Understand winemaking in 7 steps
Wine-making is an art that dates back thousands of years. While winemakers use various techniques to ensure their wine is unique, some essential steps are common to all of them. What are they?
1. Harvesting the grapes
It all starts in the vineyard. There are thousands of different grape varieties around the world. Each one has its own characteristics and grows in a very specific climate. Growers can use one or several varieties to make their wine. Most of the aromas in a wine come from these grape varieties (aroma, flavour, taste, texture, etc.).
Grapes are picked during the harvest, which usually happens in late summer or early autumn. Once the grapes have been harvested – by hand or using special machines – the winemaker begins a process that turns the grapes into wine: and that is winemaking.
2. Pressing, to obtain the grape juice
Once the grapes have been transported to the cellar, they are sorted. Traditionally, the grapes were crushed using a technique known as foot treading, with people stamping down on them inside huge tanks. Gladly, modern practices are more hygienic. The grapes are pressed inside machines to extract the juice. When the pressing stage is over, the grape juice is left in contact with solid matter (skin, pips, etc.) and known as must.
3. Maceration, to develop tannins
Once the must has been obtained, the methods begin to differ. In white wine production, the winemaker immediately separates the grape juice from the solid residue. The idea is to limit the tannin content and prevent the wine from taking on colour. It is fermented straight away.
However, there is an intermediate stage for red, rosé and orange wines, and that is maceration. Here, the juice is left in contact with the solid matter (stalks, seeds, pulp, etc.) so that the colour, aromas and tannins can develop further. For reds, this step may range from a few days to a few weeks for fuller-bodied wines. For rosés, it usually lasts a few hours.
Did you know?
Juice for white wine can be macerated, but only for a brief time and at a low temperature. If it macerates long enough, white wine then becomes “orange” wine (also known as macerated white wine).
4. Alcoholic fermentation
To separate the solid residue from the juice, the winegrower begins a process known as settling.Once the juice has been clarified, the essential stage known as fermentation begins, which is when the sugar in the juice is transformed into alcohol. Alcoholic fermentation can occur in two ways:
- With wild (or indigenous) yeasts, which are microscopic fungi found naturally on the grapes.
- With yeasts added by the winemaker. These kill the wild yeasts (which can be unpredictable) but provide consistency and allow the winemaker to predict the result.
The fermentation process is complete when no more sugar is left to feed the yeasts. Depending on the wine, this operation can last several days to several weeks (usually two or three). Then comes racking: when the wine is transferred into a container and left to mature.

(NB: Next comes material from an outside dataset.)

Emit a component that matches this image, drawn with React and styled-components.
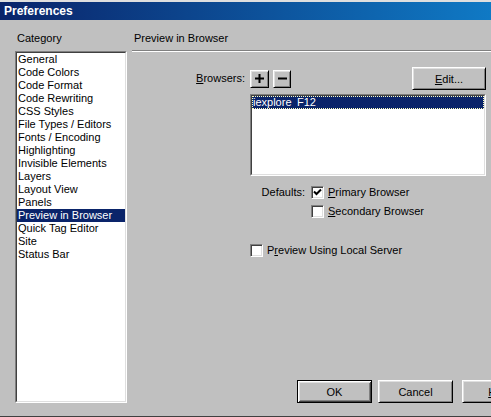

5. Maturing a wine to allow it to develop
Maturation involves leaving the wine alone so it can become even better. During this period, it will oxygenate slightly, which softens its tannins or develops new flavours (spicy, woody, fruity, etc.). This maturation stage is generally carried out in stainless steel tanks or oak barrels.
The wine is clarified during the maturation stage. The final residue (dead yeast cells, tannins, proteins) will be eliminated:
- Through natural sedimentation, falling to the bottom of the container
- Through fining, which involves adding a substance to the wine to trap and eliminate particles in suspension.
The stages in the vinification process are carried out separately for each grape variety. However, some wines are blends of several grape varieties, to compensate for insufficient ripeness or to gain in complexity. Before the wine bottling process begins, wine made with different grape varieties is blended together.
Once the wine has been clarified and/or blended, the winemaker can decide to age it further in their own cellars, or to release it for sale. In that case, it is then bottled and closed with a cork stopper or capsule.